Water is an additional drinks category with much potential in slim. The energy water Hi-Ball Energy, sold since 2014 in an 8.4oz slim can from Ball, is a forerunner in this segment. A sparkling water infused with organic ingredients, the brand opted to move into the slim can format for a lighter weight option, general market demand for on-the-go consumption and more flexibility in the single-serve category. The value-added integration of Ball’s “cold activation” technology further enhanced the overall consumer experience around the can. Such value-added incentives will be further realised on the European front with the launch in 2015 of Magic Straw. This new offering combines the allure of the slim can with smart engineering. Featuring a self-activated straw once opened, this fun new gadget provides a ‘surprise element’ designed to further attract that modern new consumer that already gravitates so readily to this can format.

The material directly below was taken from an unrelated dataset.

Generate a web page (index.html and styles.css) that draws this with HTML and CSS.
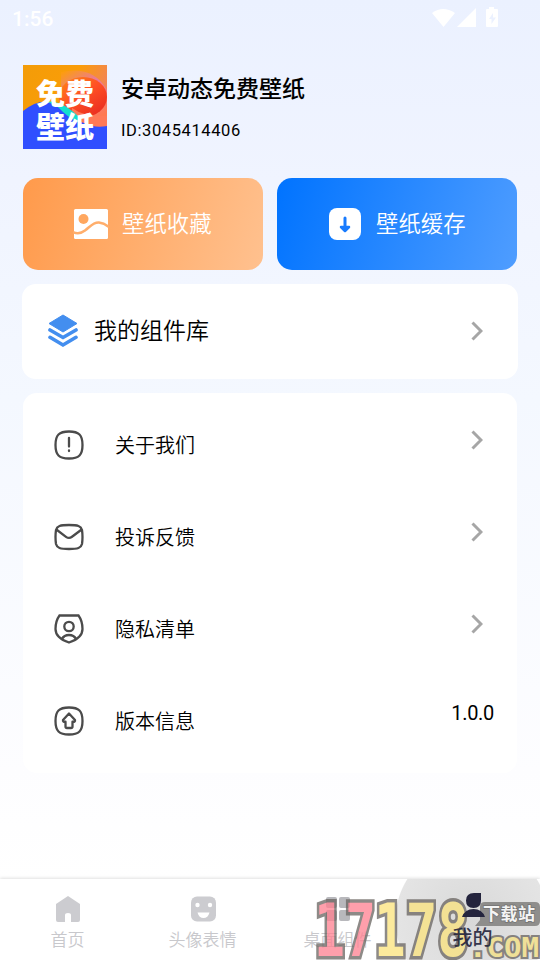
FILE: index.html
```html
<!DOCTYPE html>
<html lang="zh-CN">
<head>
<meta charset="utf-8">
<meta name="viewport" content="width=device-width, initial-scale=1">
<title>我的</title>
<link rel="stylesheet" href="styles.css">
</head>
<body>
<div class="app">
  <header class="status">
    <span class="clock">1:56</span>
    <svg class="signals" width="66" height="22" viewBox="0 0 66 22" fill="#fff">
      <path d="M0 5Q11-3 23 5L11.500 19Z"/>
      <path d="M44 0V19H25Z"/>
      <path fill-rule="evenodd" d="M57 -1H62V1H65Q66 1 66 2V18Q66 19 65 19H55Q54 19 54 18V2Q54 1 55 1H57ZM61 5L57 11H59.500V16L64 9.500H61Z"/>
    </svg>
  </header>

  <section class="profile">
    <div class="avatar">
      <svg class="avatar-art" width="84" height="84" viewBox="0 0 84 84">
        <defs>
          <linearGradient id="warm" x1="0" y1="0" x2="1" y2=".5"><stop offset="0" stop-color="#f39c08"/><stop offset=".55" stop-color="#fa9d08"/><stop offset="1" stop-color="#f07b70"/></linearGradient>
          <linearGradient id="ball" x1="0" y1="0" x2=".8" y2="1"><stop offset="0" stop-color="#ff8a12"/><stop offset=".5" stop-color="#ff5024"/><stop offset="1" stop-color="#e92c20"/></linearGradient>
          <linearGradient id="pink" x1="0" y1="0" x2=".5" y2="1"><stop offset="0" stop-color="#ffa000"/><stop offset=".45" stop-color="#e878a0"/><stop offset="1" stop-color="#ff7950"/></linearGradient>
        </defs>
        <rect width="84" height="84" fill="url(#warm)"/>
        <path d="M38 7Q70 0 84 25V62Q60 64 38 43Z" fill="url(#pink)"/>
        <ellipse cx="60" cy="32" rx="24" ry="20" fill="url(#ball)"/>
        <path d="M0 46Q17 32 33 39Q53 62 84 61V84H0Z" fill="#304fff"/>
        <path d="M49 43Q61 52 84 51V61Q63 65 49 47Z" fill="#ff7957"/>
        <path d="M22 37Q38 34 57 53L58 59Q44 52 36 43Q31 38 22 37Z" fill="#15dfce"/>
      </svg>
      <span class="avatar-text">免费<br>壁纸</span>
    </div>
    <div class="who">
      <h1>安卓动态免费壁纸</h1>
      <p>ID:3045414406</p>
    </div>
  </section>

  <section class="tiles">
    <div class="tile fav">
      <svg width="36" height="32" viewBox="0 0 36 32"><rect x="1" y="1" width="34" height="30" rx="1.500" fill="#fff"/><circle cx="10.500" cy="11" r="5" fill="#ffa75f"/><path d="M0 24Q6 27 12 22.500C17 19 20 14 26 14.500Q31 15 36 19" fill="none" stroke="#ffae6c" stroke-width="2.500"/></svg>
      <span>壁纸收藏</span>
    </div>
    <div class="tile cache">
      <svg width="32" height="34" viewBox="0 0 32 34"><rect y="1" width="32" height="32" rx="8" fill="#fff"/><path d="M16 11V20" stroke="#187bfe" stroke-width="3" stroke-linecap="round"/><path d="M12 20H20L16 24Z" fill="#187bfe" stroke="#187bfe" stroke-width="2.500" stroke-linejoin="round"/></svg>
      <span>壁纸缓存</span>
    </div>
  </section>

  <section class="card library">
    <svg width="30" height="34" viewBox="0 0 30 34"><path d="M15 1L29 9.500L15 18L1 9.500Z" fill="#438eef" stroke="#438eef" stroke-linejoin="round"/><path d="M2 16L15 23.500L28 16M2 23.300L15 31L28 23.300" fill="none" stroke="#438eef" stroke-width="3.600" stroke-linejoin="miter" stroke-linecap="round"/></svg>
    <span class="label">我的组件库</span>
    <svg class="chevron" width="12" height="20" viewBox="0 0 12 20"><path d="M1.500 1.500L10 10L1.500 18.500"/></svg>
  </section>

  <section class="card menu">
    <div class="row">
      <svg class="line-icon" width="30" height="30" viewBox="0 0 30 30"><path d="M15 1.500C25 1.500 28.500 5 28.500 15S25 28.500 15 28.500S1.500 25 1.500 15S5 1.500 15 1.500Z"/><path d="M15 8V16.500M15 20.500V21"/></svg>
      <span class="label">关于我们</span>
      <svg class="chevron" width="12" height="20" viewBox="0 0 12 20"><path d="M1.500 1.500L10 10L1.500 18.500"/></svg>
    </div>
    <div class="row">
      <svg class="line-icon" width="30" height="30" viewBox="0 0 30 30"><path d="M15 3C24 3 27 4 28 8Q29 15 28 22C27 26 24 27 15 27S3 26 2 22Q1 15 2 8C3 4 6 3 15 3Z"/><path d="M3 8L12 14.800Q15 17 18 14.800L27 8"/></svg>
      <span class="label">投诉反馈</span>
      <svg class="chevron" width="12" height="20" viewBox="0 0 12 20"><path d="M1.500 1.500L10 10L1.500 18.500"/></svg>
    </div>
    <div class="row">
      <svg class="line-icon" width="30" height="30" viewBox="0 0 30 30"><path d="M5.500 1.500H24.500Q28.500 7 28.500 15C28.500 23 21 26.500 15 28.500C9 26.500 1.500 23 1.500 15Q1.500 7 5.500 1.500Z"/><circle cx="15" cy="12.500" r="4.700"/><path d="M8 25Q10 21 15 21T22 25"/></svg>
      <span class="label">隐私清单</span>
      <svg class="chevron" width="12" height="20" viewBox="0 0 12 20"><path d="M1.500 1.500L10 10L1.500 18.500"/></svg>
    </div>
    <div class="row">
      <svg class="line-icon" width="30" height="30" viewBox="0 0 30 30"><path d="M15 1.500C25 1.500 28.500 5 28.500 15S25 28.500 15 28.500S1.500 25 1.500 15S5 1.500 15 1.500Z"/><path d="M15 7.500L21 14Q21.500 16 18.500 15.700V20.500Q18.500 22 17 22H13Q11.500 22 11.500 20.500V15.700Q8.500 16 9 14Z" stroke-linejoin="round"/></svg>
      <span class="label">版本信息</span>
      <span class="version">1.0.0</span>
    </div>
  </section>

  <nav class="tabs">
    <div class="tab">
      <svg width="28" height="28" viewBox="0 0 28 28"><path fill="#ccccd0" d="M14 1L26 9V25Q26 27 24 27H17V20Q17 18 14 18T11 20V27H4Q2 27 2 25V9Z"/></svg>
      <span>首页</span>
    </div>
    <div class="tab">
      <svg width="28" height="28" viewBox="0 0 28 28"><rect x="2" y="1.500" width="25" height="25" rx="6" fill="#ccccd0"/><g fill="#fff"><circle cx="8.500" cy="10" r="2.200"/><circle cx="21" cy="10" r="2.200"/><path d="M8.500 17.500H20.500Q19 23 14.500 23T8.500 17.500Z"/></g></svg>
      <span>头像表情</span>
    </div>
    <div class="tab">
      <svg width="28" height="28" viewBox="0 0 28 28" fill="#b8b8bc"><rect x="2" y="2" width="11" height="11" rx="2"/><rect x="15" y="2" width="11" height="11" rx="2"/><rect x="2" y="15" width="11" height="11" rx="2"/><rect x="15" y="15" width="11" height="11" rx="2"/></svg>
      <span>桌面组件</span>
    </div>
    <div class="tab active">
      <svg width="28" height="28" viewBox="0 0 28 28"><path fill="#24243d" d="M22 -2V5.500Q22 13 14.500 13Q7 13 7 5.500Q7 -2 15 -2ZM3 22Q6 14 14.500 14T26 22Z"/></svg>
      <span>我的</span>
    </div>
    <svg class="watermark" width="240" height="81" viewBox="300 879 240 81">
      <g font-family="DejaVu Sans Mono" font-weight="bold" font-size="73" stroke="#68635f" stroke-width="7" stroke-linejoin="miter" paint-order="stroke" opacity=".75">
        <text x="314" y="956" textLength="62" lengthAdjust="spacingAndGlyphs" fill="#ff8090">17</text>
        <text x="374" y="956" textLength="95" lengthAdjust="spacingAndGlyphs" fill="#fbe37c">178</text>
      </g>
      <text x="469" y="957" font-family="DejaVu Sans Mono" font-weight="bold" font-size="27" textLength="70" lengthAdjust="spacingAndGlyphs" fill="#f4e080" stroke="#68635f" stroke-width="4" paint-order="stroke" opacity=".75">.COM</text>
      <path d="M485 902H535Q540 902 540 907V921Q540 926 535 926H475L480 920V907Q480 902 485 902Z" fill="#807f7d" opacity=".85"/>
      <text x="483" y="920" font-family="Noto Sans CJK SC" font-weight="700" font-size="17" textLength="52" fill="#f4f4f4" stroke="#737373" stroke-width="1.500" paint-order="stroke">下载站</text>
    </svg>
  </nav>
</div>
</body>
</html>
```
FILE: styles.css
```css
* { box-sizing: border-box; }
body {
  margin: 0;
  font-family: Roboto, "Noto Sans CJK SC", sans-serif;
  color: #000;
}
.app {
  width: 540px;
  height: 960px;
  overflow: hidden;
  display: flex;
  flex-direction: column;
  background: linear-gradient(#ebf1ff 0, #f0f4ff 180px, #f4f8ff 400px, #fdfdff 770px, #fff 880px);
}
.status {
  height: 65px;
  padding: 8px 41px 0 12px;
  display: flex;
  justify-content: space-between;
  align-items: flex-start;
  color: #fff;
}
.clock { font-size: 21px; line-height: 22px; font-weight: 500; }
.signals { overflow: visible; margin-right: 1px; }
.profile {
  height: 113px;
  padding-left: 23px;
  display: flex;
  gap: 14px;
}
.avatar { width: 84px; height: 84px; display: grid; overflow: hidden; }
.avatar-art, .avatar-text { grid-area: 1 / 1; }
.avatar-text {
  z-index: 1;
  color: #fff;
  text-align: center;
  padding-top: 11px;
  font: 900 29px/33px "Noto Sans CJK SC", sans-serif;
}
.who h1 { margin: 8px 0 0; font-size: 23px; line-height: 34px; font-weight: 500; }
.who p { margin: 14px 0 0; font-size: 16.5px; line-height: 20px; letter-spacing: .6px; }
.tiles { padding: 0 23px; display: flex; gap: 14px; height: 92px; }
.tile {
  flex: 0 0 240px;
  border-radius: 15px;
  display: flex;
  align-items: center;
  color: #fff;
  font-size: 22.4px;
  font-weight: 350;
}
.tile span { line-height: 34px; }
.fav { padding-left: 50px; gap: 13px; background: linear-gradient(107deg, #ff9a4b, #ffc18f); }
.cache { padding-left: 52px; gap: 15px; background: linear-gradient(107deg, #0073ff, #4f9dff); }
.card { background: #fff; border-radius: 14px; }
.library {
  height: 95px;
  margin: 14px 22px 0;
  padding: 0 35px 0 26px;
  display: flex;
  align-items: center;
}
.library svg { margin-top: -1px; }
.label { flex: 1; font-weight: 350; }
.library .label { margin-left: 16px; font-size: 23px; line-height: 34px; }
.chevron { fill: none; stroke: #a6a6a6; stroke-width: 3; }
.menu { margin: 14px 23px 0; height: 380px; padding: 6px 23px 0 30.5px; }
.row { height: 92px; display: flex; align-items: center; }
.row .label { margin-left: 31.5px; padding-top: 2px; font-size: 20px; line-height: 30px; }
.row .chevron { margin: -11px 11px 0 0; }
.line-icon { fill: none; stroke: #4b4b4b; stroke-width: 2.3; stroke-linecap: round; }
.version { font-size: 20px; line-height: 24px; margin-top: -16px; letter-spacing: -.3px; }
.tabs {
  position: relative;
  margin-top: auto;
  height: 81px;
  display: grid;
  grid-template-columns: repeat(4, 1fr);
  background: radial-gradient(circle at 472px 41px, #d9d9d9 0, #e4e4e4 76px, transparent 77px), #fff;
  box-shadow: 0 -1px 3px rgba(0, 0, 0, .12);
}
.tab {
  display: flex;
  flex-direction: column;
  align-items: center;
  padding-top: 16px;
  color: #c8c8cc;
  font-size: 17px;
  font-weight: 350;
  line-height: 24px;
}
.tab span { margin-top: 5px; }
.tab svg { overflow: visible; }
.active { position: relative; z-index: 1; color: #24243d; font-size: 20px; font-weight: 500; }
.active span { margin-top: 3px; opacity: .9; }
.watermark { position: absolute; right: 0; bottom: 0; }
```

With the slim can gaining more and more ground in the beverage can market, the question arises – “will slim cans continue to be a niche product or will they define a whole new category of cans?” The odds are still too early to predict, but outcomes like the emergence of the slim can as the packaging of choice in the energy drinks sector proves history could repeat itself. The slim can for now, however, remains a premium packaging option and the smart choice for brands that seek a new consumer experience around their product.
“We expect demand for slim cans to grow in the years to come, and we’re enthusiastic about this development,” continued Billings. “We see the slim can as a format that offers lots of opportunity for brands and believe that as more beverage categories seek out new markets, the slim can can be that go-to differentiator.”